In this class, we are expected to submit a polished manuscript to a journal (in addition to reading, responding, discussing, etc.).  Why is this task so frightening?  In previous semesters, I have gathered data, coded, used data software, written memos, and summarized findings.  I have written literature reviews, compiled digital portfolios with extensive hyperlinks, and mindmapped my heart out.  I have submitted conference proposals (and presented), redesigned a course syllabus, and planned workshops.  The journey to this point has been rich with incredible learning experiences.  So what makes this class different?  The audience just got tougher.

First of all, I have no idea what my topic might be.  My inclination is to pick up a narrative I worked on last semester about co-teaching with a friend of mine.  Yet, even though it has embedded research, it is still a narrative which may not find a journal home.  Another thought is to flesh out the experiences of last summer's institute attendees as we begin planning for next summer.  This appeals to me right now in ways it didn't before I had to think about what to write for this class.

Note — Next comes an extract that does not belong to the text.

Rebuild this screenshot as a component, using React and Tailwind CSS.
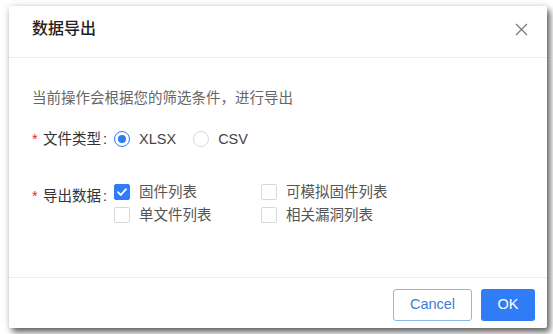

Next, I am not sure which journal I should woo.  Most familiar are Journal of Adolescent and Adult Literacy, English Journal, Voices in the Middle, and Language Arts.  Others are probably more appropriate for what I will write, though.  I am not really interested in writing about strategies at this point but about experiences in particular learning conditions--especially the adult learners (teachers) during professional development.

All these obstacles will be overcome with time.  Fortunately, I know the professor pretty well.  She, along with the others in the class, will do what we always do in this PhD program--support and push.  I have already made progress in pushing away the fears of writing by, yes, writing.  My phantom audience has allowed me to voice my concern, list my strengths, and discuss some action items (thank you).  I feel the familiar release that writing gives me.  And for now the fog clears.